In this section, we first evaluate the performance of the tracking algorithm on the experimental data. The CPT-induced displacement field and compaction zone are then analyzed. Finally, the measured displacement and force are compared to the predictions of the mechanical models presented in section 2.3.

3.1. Tracking of Snow Grains

Figure 5 displays the grains in the pre-CPT image and the displacements induced by cone penetration for sample RG1. Similar figures for other samples can be found in Figure S2. We observe significant displacements in a region of about twice the cone radius. In general, movements are directed outwards and downwards, but also upwards close to snow surface. Note that displacements are here plotted as straight lines between the initial and final positions, which might not correspond to the exact grain trajectory, especially for large displacements.

FIGURE 5

Figure 5. Tracked displacement field for sample RG1 shown on (A) a vertical slice, (B) a horizontal slice, and (C) a zoom on the vertical slice. The dotted line in the vertical slice shows the position of the horizontal slice and vice versa. The contours of the grains in the pre-CPT image are shown in gray. Colors indicate the absolute displacement, and arrows show displacement components in the slice plane.

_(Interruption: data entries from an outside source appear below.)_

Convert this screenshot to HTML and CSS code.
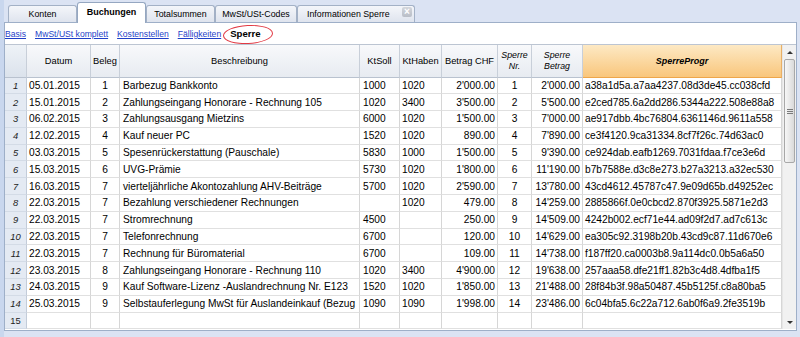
FILE: index.html
```html
<!DOCTYPE html>
<html lang="de">
<head>
<meta charset="utf-8">
<title>Buchungen – Sperre</title>
<link rel="stylesheet" href="styles.css">
</head>
<body>
<div class="app">
  <div class="tabbar">
    <div class="tab">Konten</div>
    <div class="tab active">Buchungen</div>
    <div class="tab">Totalsummen</div>
    <div class="tab wide">MwSt/USt-Codes</div>
    <div class="tab info"><span>Informationen Sperre</span><span class="close">×</span></div>
  </div>
  <div class="panel">
    <div class="views">
      <a href="#">Basis</a>
      <a href="#">MwSt/USt komplett</a>
      <a href="#">Kostenstellen</a>
      <a href="#">Fälligkeiten</a>
      <span class="current">Sperre<span class="ring"></span></span>
    </div>
    <div class="gridwrap">
      <div class="grid">
        <div class="row head">
          <div class="c n"></div>
          <div class="c d">Datum</div>
          <div class="c b">Beleg</div>
          <div class="c t">Beschreibung</div>
          <div class="c s">KtSoll</div>
          <div class="c h">KtHaben</div>
          <div class="c a">Betrag CHF</div>
          <div class="c sn it">Sperre<br>Nr.</div>
          <div class="c sb it">Sperre<br>Betrag</div>
          <div class="c p sel">SperreProgr</div>
        </div>
        <div class="row"><div class="c n">1</div><div class="c d">05.01.2015</div><div class="c b">1</div><div class="c t">Barbezug Bankkonto</div><div class="c s">1000</div><div class="c h">1020</div><div class="c a">2'000.00</div><div class="c sn">1</div><div class="c sb">2'000.00</div><div class="c p">a38a1d5a.a7aa4237.08d3de45.cc038cfd</div></div>
        <div class="row"><div class="c n">2</div><div class="c d">15.01.2015</div><div class="c b">2</div><div class="c t">Zahlungseingang Honorare - Rechnung 105</div><div class="c s">1020</div><div class="c h">3400</div><div class="c a">3'500.00</div><div class="c sn">2</div><div class="c sb">5'500.00</div><div class="c p">e2ced785.6a2dd286.5344a222.508e88a8</div></div>
        <div class="row"><div class="c n">3</div><div class="c d">06.02.2015</div><div class="c b">3</div><div class="c t">Zahlungsausgang Mietzins</div><div class="c s">6000</div><div class="c h">1020</div><div class="c a">1'500.00</div><div class="c sn">3</div><div class="c sb">7'000.00</div><div class="c p">ae917dbb.4bc76804.6361146d.9611a558</div></div>
        <div class="row"><div class="c n">4</div><div class="c d">12.02.2015</div><div class="c b">4</div><div class="c t">Kauf neuer PC</div><div class="c s">1520</div><div class="c h">1020</div><div class="c a">890.00</div><div class="c sn">4</div><div class="c sb">7'890.00</div><div class="c p">ce3f4120.9ca31334.8cf7f26c.74d63ac0</div></div>
        <div class="row"><div class="c n">5</div><div class="c d">03.03.2015</div><div class="c b">5</div><div class="c t">Spesenrückerstattung (Pauschale)</div><div class="c s">5830</div><div class="c h">1000</div><div class="c a">1'500.00</div><div class="c sn">5</div><div class="c sb">9'390.00</div><div class="c p">ce924dab.eafb1269.7031fdaa.f7ce3e6d</div></div>
        <div class="row"><div class="c n">6</div><div class="c d">15.03.2015</div><div class="c b">6</div><div class="c t">UVG-Prämie</div><div class="c s">5730</div><div class="c h">1020</div><div class="c a">1'800.00</div><div class="c sn">6</div><div class="c sb">11'190.00</div><div class="c p">b7b7588e.d3c8e273.b27a3213.a32ec530</div></div>
        <div class="row"><div class="c n">7</div><div class="c d">16.03.2015</div><div class="c b">7</div><div class="c t">vierteljährliche Akontozahlung AHV-Beiträge</div><div class="c s">5700</div><div class="c h">1020</div><div class="c a">2'590.00</div><div class="c sn">7</div><div class="c sb">13'780.00</div><div class="c p">43cd4612.45787c47.9e09d65b.d49252ec</div></div>
        <div class="row"><div class="c n">8</div><div class="c d">22.03.2015</div><div class="c b">7</div><div class="c t">Bezahlung verschiedener Rechnungen</div><div class="c s"></div><div class="c h">1020</div><div class="c a">479.00</div><div class="c sn">8</div><div class="c sb">14'259.00</div><div class="c p">2885866f.0e0cbcd2.870f3925.5871e2d3</div></div>
        <div class="row"><div class="c n">9</div><div class="c d">22.03.2015</div><div class="c b">7</div><div class="c t">Stromrechnung</div><div class="c s">4500</div><div class="c h"></div><div class="c a">250.00</div><div class="c sn">9</div><div class="c sb">14'509.00</div><div class="c p">4242b002.ecf71e44.ad09f2d7.ad7c613c</div></div>
        <div class="row"><div class="c n">10</div><div class="c d">22.03.2015</div><div class="c b">7</div><div class="c t">Telefonrechnung</div><div class="c s">6700</div><div class="c h"></div><div class="c a">120.00</div><div class="c sn">10</div><div class="c sb">14'629.00</div><div class="c p">ea305c92.3198b20b.43cd9c87.11d670e6</div></div>
        <div class="row"><div class="c n">11</div><div class="c d">22.03.2015</div><div class="c b">7</div><div class="c t">Rechnung für Büromaterial</div><div class="c s">6700</div><div class="c h"></div><div class="c a">109.00</div><div class="c sn">11</div><div class="c sb">14'738.00</div><div class="c p">f187ff20.ca0003b8.9a114dc0.0b5a6a50</div></div>
        <div class="row"><div class="c n">12</div><div class="c d">23.03.2015</div><div class="c b">8</div><div class="c t">Zahlungseingang Honorare - Rechnung 110</div><div class="c s">1020</div><div class="c h">3400</div><div class="c a">4'900.00</div><div class="c sn">12</div><div class="c sb">19'638.00</div><div class="c p">257aaa58.dfe21ff1.82b3c4d8.4dfba1f5</div></div>
        <div class="row"><div class="c n">13</div><div class="c d">24.03.2015</div><div class="c b">9</div><div class="c t">Kauf Software-Lizenz -Auslandrechnung Nr. E123</div><div class="c s">1520</div><div class="c h">1020</div><div class="c a">1'850.00</div><div class="c sn">13</div><div class="c sb">21'488.00</div><div class="c p">28f84b3f.98a50487.45b5125f.c8a80ba5</div></div>
        <div class="row"><div class="c n">14</div><div class="c d">25.03.2015</div><div class="c b">9</div><div class="c t">Selbstauferlegung MwSt für Auslandeinkauf (Bezug</div><div class="c s">1090</div><div class="c h">1090</div><div class="c a">1'998.00</div><div class="c sn">14</div><div class="c sb">23'486.00</div><div class="c p">6c04bfa5.6c22a712.6ab0f6a9.2fe3519b</div></div>
        <div class="row"><div class="c n new">15</div><div class="c d"></div><div class="c b"></div><div class="c t"></div><div class="c s"></div><div class="c h"></div><div class="c a"></div><div class="c sn"></div><div class="c sb"></div><div class="c p"></div></div>
      </div>
      <div class="vscroll">
        <div class="sbtn up"></div>
        <div class="thumb"><span class="grip"></span></div>
        <div class="track"></div>
        <div class="sbtn down"></div>
      </div>
    </div>
  </div>
</div>
</body>
</html>
```

FILE: styles.css
```css
* { box-sizing: border-box; }

html, body {
  margin: 0;
  padding: 0;
}

body {
  width: 800px;
  height: 337px;
  overflow: hidden;
  background: #dbe3f3;
  font-family: "Liberation Sans", Arial, sans-serif;
  color: #000;
}

.app {
  height: 337px;
  border-left: 4px solid #c9d7ee;
  padding-right: 3px;
}

/* ---------- tabs ---------- */
.tabbar {
  height: 23px;
  display: flex;
  align-items: flex-end;
  padding-left: 4px;
  border-bottom: 1px solid #9eafc8;
}

.tab {
  width: 69px;
  height: 17px;
  border: 1px solid #a3b1c6;
  border-bottom: none;
  border-radius: 3px 3px 0 0;
  background: linear-gradient(#f4f6fa, #dfe4ee);
  font-size: 8.8px;
  display: flex;
  align-items: center;
  justify-content: center;
  white-space: nowrap;
}

.tab.active {
  height: 21px;
  margin-bottom: -1px;
  background: #fff;
  border-color: #95a7c1;
  font-weight: bold;
  font-size: 9px;
  padding-bottom: 2px;
}

.tab.wide { width: 82px; }

.tab.info {
  width: 118px;
  justify-content: flex-start;
  padding-left: 9px;
}

.close {
  margin-left: auto;
  margin-right: 2px;
  align-self: flex-start;
  margin-top: 1px;
  width: 10px;
  height: 10px;
  border-radius: 2px;
  background: linear-gradient(#d3d6dc, #b9bec7);
  color: #fff;
  font-size: 10px;
  line-height: 10px;
  text-align: center;
  font-weight: bold;
}

/* ---------- panel ---------- */
.panel {
  height: 307.5px;
  background: #fff;
  border: 1px solid #9eafc8;
  border-top: none;
}

.views {
  height: 21px;
  display: flex;
  align-items: center;
  gap: 9px;
  font-size: 8.6px;
  white-space: nowrap;
}

.views a {
  color: #1f3fc8;
  text-decoration: underline;
}

.current {
  position: relative;
  font-weight: bold;
  font-size: 9.6px;
  line-height: 12px;
  margin-left: 0;
}

.ring {
  position: absolute;
  left: -7px;
  right: -13px;
  top: -3px;
  bottom: -4px;
  border: 1.5px solid #e23a44;
  border-radius: 50%;
  transform: rotate(-3deg);
}

/* ---------- grid ---------- */
.gridwrap {
  display: flex;
  border-top: 1px solid #bcc5d2;
}

.grid {
  width: 777px;
}

.row {
  display: grid;
  grid-template-columns: 22px 64px 29px 240px 40px 42px 56px 34px 51px 199px;
  height: 16.8px;
}

.c {
  display: flex;
  align-items: center;
  overflow: hidden;
  white-space: nowrap;
  border-right: 1px solid #d6d6d6;
  border-bottom: 1px solid #e0e0e0;
  font-size: 10.2px;
  padding: 0 2px;
}

.c.b, .c.sn { justify-content: center; }
.c.a, .c.sb { justify-content: flex-end; padding-right: 2px; }
.c.t { padding-left: 3px; }
.c.s { padding-left: 3px; }

.c.n {
  justify-content: center;
  background: #e4eaf3;
  border-right-color: #c3ccd9;
  border-bottom-color: #d3dbe6;
  font-style: italic;
  font-size: 9.4px;
  color: #222;
  padding: 0;
}

.c.n.new { font-style: normal; }

.row.head {
  height: 32.5px;
}

.row.head .c {
  justify-content: center;
  text-align: center;
  background: linear-gradient(#f8f9fb, #e7ebf1);
  border-right-color: #c8cfd9;
  border-bottom-color: #b9c2cf;
  font-size: 9.3px;
  padding: 0;
}

.row.head .c.n {
  background: linear-gradient(#eef2f7, #dbe2ec);
}

.row.head .c.it {
  font-style: italic;
  font-size: 8.8px;
  line-height: 10.5px;
}

.row.head .c.sel {
  background: linear-gradient(#fde9c4, #f9c67c);
  border-bottom-color: #eea64a;
  border-right-color: #e9b066;
  font-weight: bold;
  font-style: italic;
  font-size: 9px;
}

/* ---------- scrollbar ---------- */
.vscroll {
  width: 14px;
  display: flex;
  flex-direction: column;
  background: #f1f1f1;
  border-left: 1px solid #e6e6e6;
}

.sbtn {
  height: 14px;
  display: flex;
  align-items: center;
  justify-content: center;
}

.sbtn.up::before {
  content: "";
  border-left: 3px solid transparent;
  border-right: 3px solid transparent;
  border-bottom: 3px solid #333;
}

.sbtn.down::before {
  content: "";
  border-left: 3px solid transparent;
  border-right: 3px solid transparent;
  border-top: 3px solid #333;
}

.thumb {
  height: 104px;
  margin: 0 1px;
  border: 1px solid #a8a8a8;
  border-radius: 2px;
  background: linear-gradient(to right, #f7f7f7, #dadada);
  display: flex;
  align-items: center;
  justify-content: center;
}

.grip {
  width: 6px;
  height: 5px;
  background: repeating-linear-gradient(#7a7a7a 0 1px, transparent 1px 2px);
}

.track {
  flex: 1;
}
```
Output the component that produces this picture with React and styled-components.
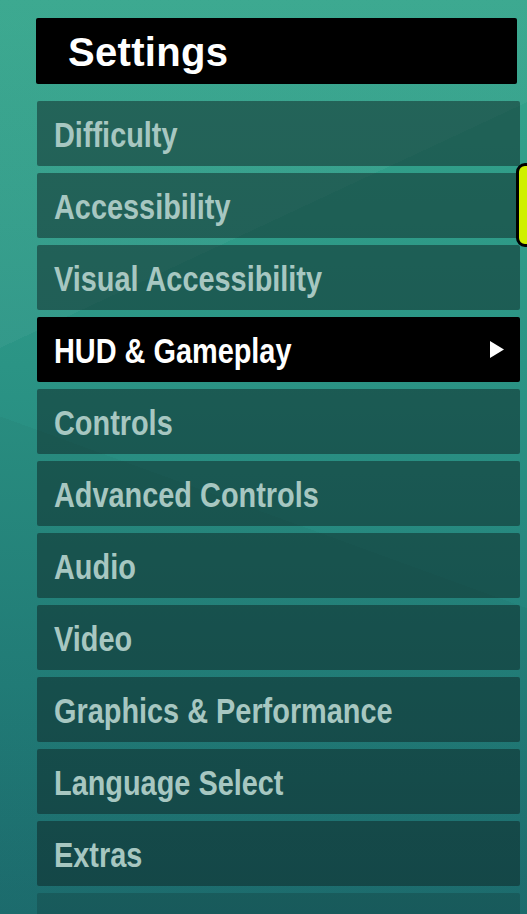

The tracking algorithm fails to recover the displacement of all grains (see white grains in Figure 5). Nevertheless, as shown in Table 3, 90% of the grains, at least, were successfully tracked. Most of grains did hardly move, and were thus easy to track. However, in the zone of radius 2R where the largest displacements are observed, about 40–80% of the grains were still successfully tracked. If we only consider the grains initially located in the cavity, i.e., the zone occupied by the cone tip after the CPT, about 10–50% of the grains were successfully tracked.

TABLE 3

Table 3. Total number of grains and percentage of tracked grains in the different snow samples.

The percentage of tracked grains depends on snow type. The algorithm detects the largest percentage of grains in samples composed of large rounded grains (RGlr), followed by depth hoar (DH) and rounded grains (RG). The lowest percentage of detection is obtained for samples composed of precipitation particles (PP). The grains composing the RGlr and DH samples are large and exhibit relatively unique shapes (see Figure S1), which makes the ID-track particularly efficient. Additionally, the tracking method also relies on the consistency of the grain segmentation. Grains can be efficiently tracked only if they are segmented in the same way in pre- and post-CPT image, without over- or under-segmentation. On RGlr or DH snow types, individual grains can generally be unambiguously identified, whereas the definition of grains in the PP type strongly depends on the chosen segmentation thresholds and can be affected by potential noise at the ice-air interface (Hagenmuller et al., 2014).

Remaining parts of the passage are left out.